Regulating airway diameter through leptin, which uses the parasympathetic tone to regulate airway diameter, made it possible for researchers to successfully correct bronchoconstriction in obese mice, according to new research published in the online edition of the journal Cell Metabolism.

Leptin is a hormone that plays a key role in energy metabolism, fertility, and bone mass. Its ability to regulate airway diameter could explain why obese people are prone to asthma and suggest that body weight-associated asthma may be relieved with medications that inhibit signaling through the parasympathetic nervous system, which mediates leptin function, according to researchers.

“Our study started with the clinical observation that both obesity and anorexia can lead to asthma,” said the study‚Äôs lead author Gerard Karsenty MD, PhD, a professor of medicine and the chair of genetics and development at Columbia University Medical Center (CUMC). “This led us to suspect that there must be a signal coming from fat cells that somehow affects the lungs – directly or indirectly.”

In a mouse model, researchers showed that abnormally low or high body weight and fat mass results in bronchoconstriction and diminished lung function. They then demonstrated that leptin increases airway diameter independently of, and at a lower threshold than, its regulation of appetite.
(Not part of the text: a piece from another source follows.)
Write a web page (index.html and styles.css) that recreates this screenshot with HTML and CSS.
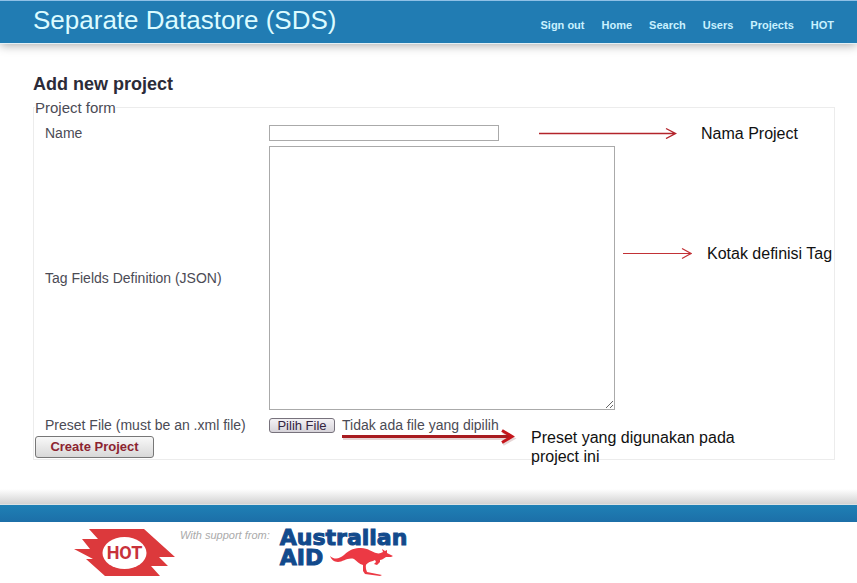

Two experiments were conducted. In the first, obese, asthmatic mice were exposed a substance that increases lung inflammation. Researchers then infused leptin in the brain of these mice for four days.

“There was no effect on inflammation, but airway diameter and lung functions were normal,” Karsenty said. “This showed that, at least in the mouse, you can cure obesity-related asthma without affecting inflammation.”

In the second experiment, obese, asthmatic mice were administered drugs to parasympathetic tone, or rate of neuronal firing. The asthma abated after several days.

“The therapeutic implication is that it may be possible to correct asthma in obese people with drugs that inhibit parasympathetic signaling — and thereby increase leptin-related brain signaling,” said Karsenty, who noted that clinical trials are needed before existing drugs can be recommended for the treatment of body weight-associated asthma.